Luke’s gospel describes how Jesus is transfigured before Peter, John, and James. Luke uses dense references to Hebrew scripture to describe the disciples’ mystical and transformative experience.
- Prayer. Luke understands the transfiguration as a prayer experience. In Luke’s gospel, when Jesus prays, something important happens, such as the theophany after his baptism (Lk 3:21), his choosing disciples (Lk 6:12), and Peter’s profession of faith (Lk 9:18). Just as Jesus’ prayer initiates his transfiguration, so our prayers transform us: a change of heart/mind (metanoia), a divine encounter, or seeing another person in a new way.
- Sleeping/awaking. In the ancient world, people frequently experienced alternate reality in visions and trances. In the first reading, Abram meets God in “a trance.” Prophets like Isaiah (Is 6:1-13), Jeremiah (Jer 1:11-19), and Ezekiel (Ez 1:4-28) describe their experiences of God in visions or ecstatic states. In Hebrew scripture, sleep is often the medium for heavenly encounters or visions (Gn 15:12, Dn 8:18). Modern societies lose their appreciation for the mystical when they expect scientific proof from dreams and visions.

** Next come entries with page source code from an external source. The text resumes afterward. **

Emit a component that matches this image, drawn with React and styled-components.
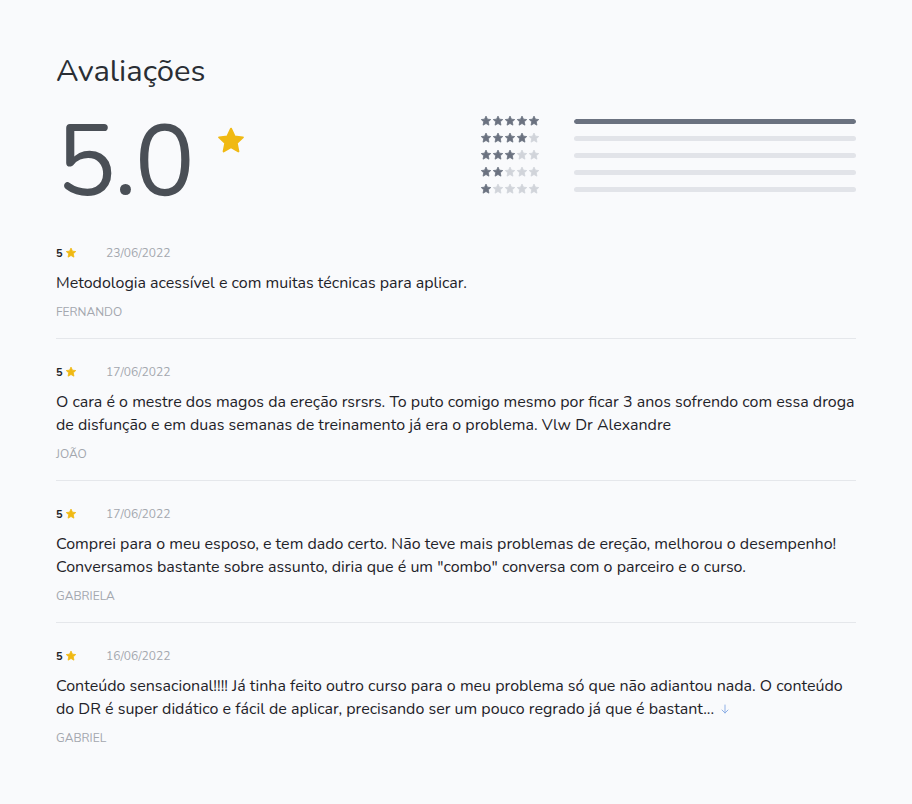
import styled, { createGlobalStyle } from "styled-components"

const reviews = [
  {
    rating: 5,
    date: "23/06/2022",
    text: "Metodologia acessível e com muitas técnicas para aplicar.",
    name: "Fernando"
  },
  {
    rating: 5,
    date: "17/06/2022",
    text: "O cara é o mestre dos magos da ereção rsrsrs. To puto comigo mesmo por ficar 3 anos sofrendo com essa droga de disfunção e em duas semanas de treinamento já era o problema. Vlw Dr Alexandre",
    name: "João"
  },
  {
    rating: 5,
    date: "17/06/2022",
    text: "Comprei para o meu esposo, e tem dado certo. Não teve mais problemas de ereção, melhorou o desempenho! Conversamos bastante sobre assunto, diria que é um \"combo\" conversa com o parceiro e o curso.",
    name: "Gabriela"
  },
  {
    rating: 5,
    date: "16/06/2022",
    text: "Conteúdo sensacional!!!! Já tinha feito outro curso para o meu problema só que não adiantou nada. O conteúdo do DR é super didático e fácil de aplicar, precisando ser um pouco regrado já que é bastant...",
    name: "Gabriel",
    more: true
  }
]

const distribution = [
  { stars: 5, pct: 100 },
  { stars: 4, pct: 0 },
  { stars: 3, pct: 0 },
  { stars: 2, pct: 0 },
  { stars: 1, pct: 0 }
]

const GlobalStyle = createGlobalStyle`
  body {
    margin: 0;
    background: #f9fafc;
    font-family: "Nunito", "Noto Sans", "Open Sans", sans-serif;
    color: #1f2329;
  }
`

const Page = styled.div`
  max-width: 800px;
  margin: 0 auto;
  padding: 50px 0 40px;
`

const Title = styled.h2`
  margin: 0;
  font-size: 31px;
  font-weight: 400;
  line-height: 42px;
  color: #2a2e34;
`

const Summary = styled.div`
  display: flex;
  align-items: flex-start;
  justify-content: space-between;
  margin-top: 20px;
  height: 108px;
`

const Score = styled.div`
  display: flex;
  align-items: flex-start;
`

const BigNumber = styled.span`
  font-size: 100px;
  font-weight: 400;
  line-height: 100px;
  letter-spacing: -2px;
  color: #4a4f56;
`

const BigStar = styled.span`
  margin: 14px 0 0 23px;
  display: flex;
`

const Bars = styled.div`
  width: 376px;
  display: flex;
  flex-direction: column;
  gap: 5px;
  margin-top: 3px;
`

const BarRow = styled.div`
  display: flex;
  align-items: center;
  gap: 34px;
  height: 12px;
`

const StarGroup = styled.div`
  display: flex;
`

const Track = styled.div`
  flex: 1;
  height: 5px;
  border-radius: 3px;
  background: #e2e4e9;
  overflow: hidden;
`

const Fill = styled.div`
  height: 100%;
  background: #6b7280;
  border-radius: 3px;
`

const Review = styled.div`
  padding: 25px 0 18px;
  border-bottom: ${(p) => (p.$last ? "none" : "1px solid #e5e7eb")};
`

const Meta = styled.div`
  display: flex;
  align-items: center;
  height: 16px;
`

const Rating = styled.span`
  display: flex;
  align-items: center;
  gap: 2px;
  font-size: 11px;
  font-weight: 700;
  color: #1f2329;
  width: 50px;
`

const DateText = styled.span`
  font-size: 12px;
  color: #a3a7ae;
`

const Text = styled.p`
  margin: 11px 0 0;
  font-size: 16px;
  line-height: 23px;
  color: #1f2329;
`

const More = styled.svg`
  margin-left: 5px;
  vertical-align: -1px;
`

const Name = styled.div`
  margin-top: 9px;
  font-size: 12px;
  text-transform: uppercase;
  color: #a3a7ae;
`

function Star({ size = 12, color = "#f0b913" }) {
  return (
    <svg width={size} height={size} viewBox="0 0 24 24">
      <path
        d="M12 2.2l2.9 6.1 6.6.8-4.9 4.6 1.3 6.6L12 17l-5.9 3.3 1.3-6.6-4.9-4.6 6.6-.8z"
        fill={color}
        stroke={color}
        strokeWidth="1.6"
        strokeLinejoin="round"
      />
    </svg>
  )
}

function ArrowDown() {
  return (
    <More width="12" height="12" viewBox="0 0 24 24" fill="none" stroke="#8fb0e6" strokeWidth="2" strokeLinecap="round" strokeLinejoin="round">
      <path d="M12 4v16" />
      <path d="M18 14l-6 6-6-6" />
    </More>
  )
}

function App() {
  return (
    <>
      <GlobalStyle />
      <Page>
        <Title>Avaliações</Title>
        <Summary>
          <Score>
            <BigNumber>5.0</BigNumber>
            <BigStar>
              <Star size={30} />
            </BigStar>
          </Score>
          <Bars>
            {distribution.map((d) => (
              <BarRow key={d.stars}>
                <StarGroup>
                  {[1, 2, 3, 4, 5].map((n) => (
                    <Star key={n} size={12} color={n <= d.stars ? "#6b7280" : "#d1d4da"} />
                  ))}
                </StarGroup>
                <Track>
                  <Fill style={{ width: `${d.pct}%` }} />
                </Track>
              </BarRow>
            ))}
          </Bars>
        </Summary>
        <div>
          {reviews.map((r, i) => (
            <Review key={i} $last={i === reviews.length - 1}>
              <Meta>
                <Rating>
                  {r.rating}
                  <Star size={12} />
                </Rating>
                <DateText>{r.date}</DateText>
              </Meta>
              <Text>
                {r.text}
                {r.more && <ArrowDown />}
              </Text>
              <Name>{r.name}</Name>
            </Review>
          ))}
        </div>
      </Page>
    </>
  )
}

export default App
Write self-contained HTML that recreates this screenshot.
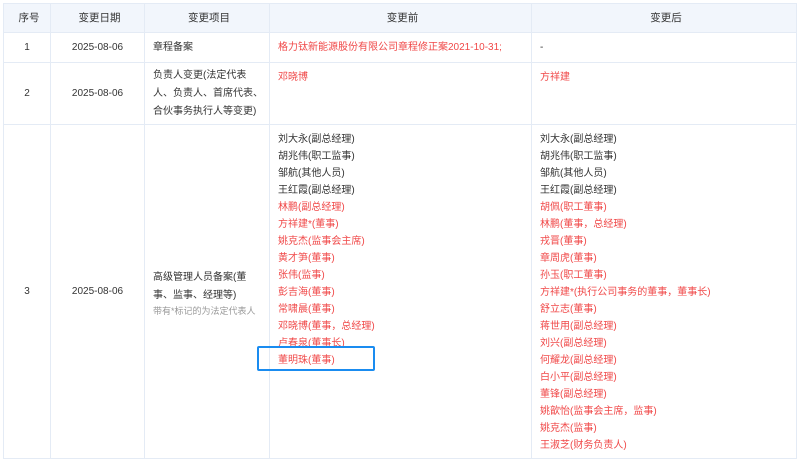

- Change in perception. Peter, James, and John could not fully understand what Jesus’ transfiguration meant until after they experienced his resurrection. Jesus’ transfiguration was not permanent; it foreshadowed his resurrected self. Once resurrected, Jesus is able to transform us, as Paul says, “to conform with” him. Baptism foreshadows what we might be at the parousia; as we allow Jesus to reconfigure us, we change how we understand ourselves, others, and God.
The Lenten Lectionary readings call us to walk with Jesus as he prepares for his transformative death. Today’s readings invite us to encounter God “in person.” We most often find God in private or public prayer. We also meet God in the presence of others, in the physical body of the believing community, in hearing the scriptural word, and in the ritual of sacraments. Like Abram and the disciples in today’s readings, we may also touch God in a “mountaintop experience:” an intense personal, spiritual, or emotional encounter. Each encounter can provide us with a new insight into God, others, and ourselves. How are we actively seeking God’s presence? Are we transfigured by prayer? Are we able to see the divine in the everyday?